If the above points to you being an employee, you should speak with your manager to note the same and explain why. If your manager denies that you are an employee, you should obtain further legal advice.

If you an employee, you are entitled to take 52 weeks maternity leave, regardless of your length of service, which is made up of 26 weeks ordinary maternity leave (OML) followed by 26 weeks additional maternity leave (AML).

To qualify for OML and AML you must comply with certain requirements, eg notifying your immediate manager by the end of the 15th week before your expected week of childbirth.

As an employee, you qualify for statutory maternity pay if:-

a) at the end of the 15th week before your expected week of childbirth you have completed 26 weeks continuous service and your average earnings at the relevant time exceed £95 per week and
b) you give notice to your manager of the date you wish your statutory maternity pay to begin, at least 28 days before that date, or if that is not reasonably practicable, as soon as is reasonably practicable.

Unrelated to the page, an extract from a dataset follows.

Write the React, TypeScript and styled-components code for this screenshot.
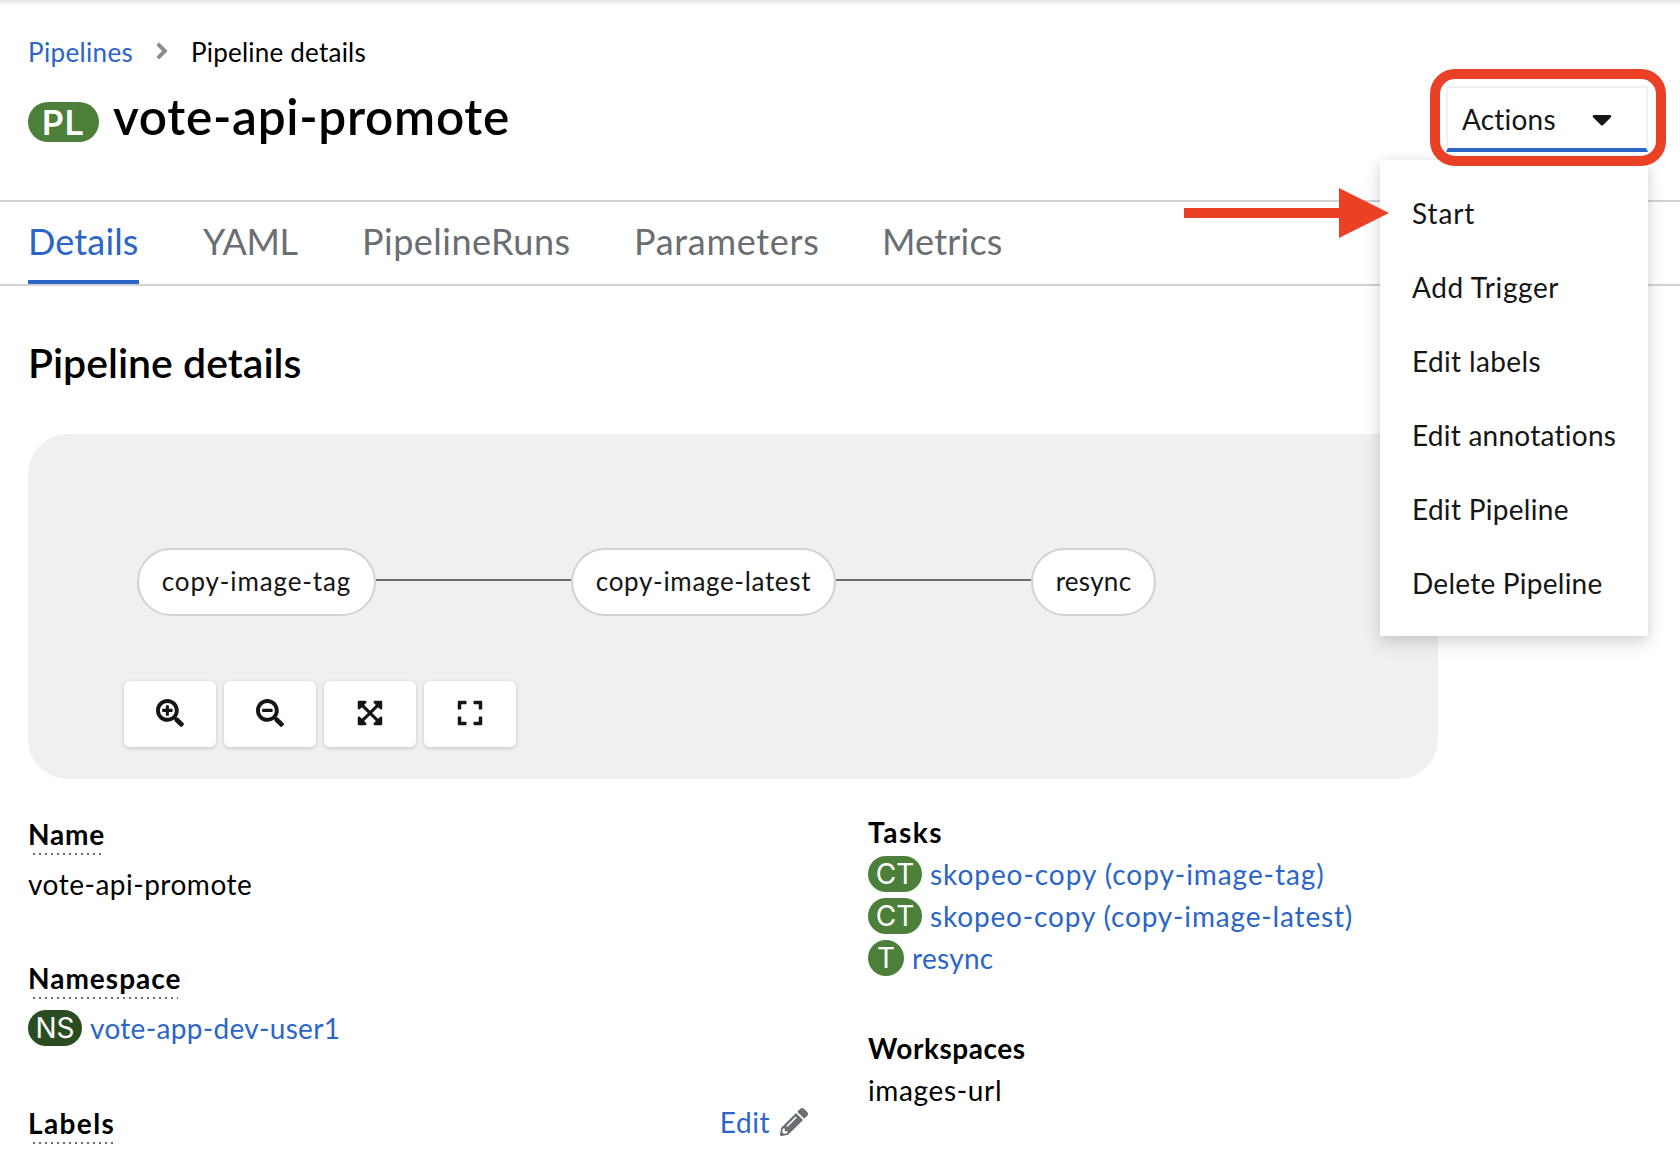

NB. If you are not entitled to statutory maternity pay, you may be entitled to maternity allowance. You should pursue this with your local benefits agency.

I understand that you work part time, two days a week – this makes no difference to my advice set out above.




Comments [9]

  • Loveness ndlovu says:

    Hie I’m i got my full time job &part time job agency &now I’m on maternity leave I’m getting from my full time job. JUST want to know if i am qualifying to get paid from agency or not, i signed the contract it says temporary work

    Thanks plz let me know

    • Mandy Garner

      Mandy Garner says:

      Do you mean in terms of maternity pay? It would depend on whether you are employed directly by the agency and qualify for SMP – ie you had to have been working there since before you got pregnant and to still have been working there till the end of the 16th week of your pregnancy and to have earned an average of £112 a week in the eight weeks leading up to the end of the 26th week of pregnancy. If not you would not qualify for any other payment as you cannot receive SMP and MA at the same time.

    • Comfort says:

      I’m pregnant and I have worked for the company 8yrs and since this year January I have been working 12 hours per week. My question is I’m l eligible to maternity allowance

      • Mandy Garner

        Mandy Garner says:

        Hi, To be eligible for MA you need to have worked for 26 weeks in the 66 weeks before the birth of your child and you need to have earned at least 30 pounds a week in any 13 of the 66 weeks. I am assuming you are an employee of your company. You should apply via your local JobCentre Plus.

  • Anna says:

    Hi,
    I am German and moved to England in January 2015. I have worked since then and have paid NI apart from 2 months (September and October) when I was looking for a new job. I am now working as a full time Maternity Cover until July or October 2016.
    My question is: Am I entitled to SMP or MA? I am unsure because first of all I am an EEA Citizen and not UK. And I have just started my new temporary work. I would have gotten pregnant after I started the new job.
    Thanks in advance!

  • Renne Jacob says:

    Interesting Article,
    I live in the US. I’m planning on taking as long as I can with the vacation time I’ve saved up (looks like it’ll be 3-4 weeks).

    As a plot twist, if all goes well with HR, I may end up working from home 2 days a week while on maternity leave and taking closer to 5-6 weeks. With my short term disability, I’m actually eligible for up to 12 weeks at 60% salary if needed, but alas, I don’t think the bank will let me only pay 60% of the mortgage. Waa waa!

  • Anonymous says:

    Hi I found out that I was pregnant 2 month after I started my new one year fixed term job. I'm now 20 week pregnant and I just gave my employer the certificate from my gp. My hr manager have recently told me that because of my short length of work at the company I might not be entitled to the statutory pay.
    I will be with the company 26 weeks on February and my baby is due the 6th of May 2015.
    I'm very confused on what will be my next step, because from the previous reply you gives the other people it looks like I might be entitled.
    Thank in advance.

    Editor: If you got pregnant after you started the job and are still there by the end of the 26th week of your pregnancy and earned an average of at least £111 in the eight weeks leading up to the 26th week, you will get SMP, whatever happens next. If not, you can apply for Maternity Allowance.

  • Anonymous says:

    Hi I am currently on maternity leave from my full time local government job. I also am on a casual register with another local government. I have no fixed hours with this job and do not get benifits such as pensions holidays etc. My question is, is … Can I work the casual job whilst on maternity leave?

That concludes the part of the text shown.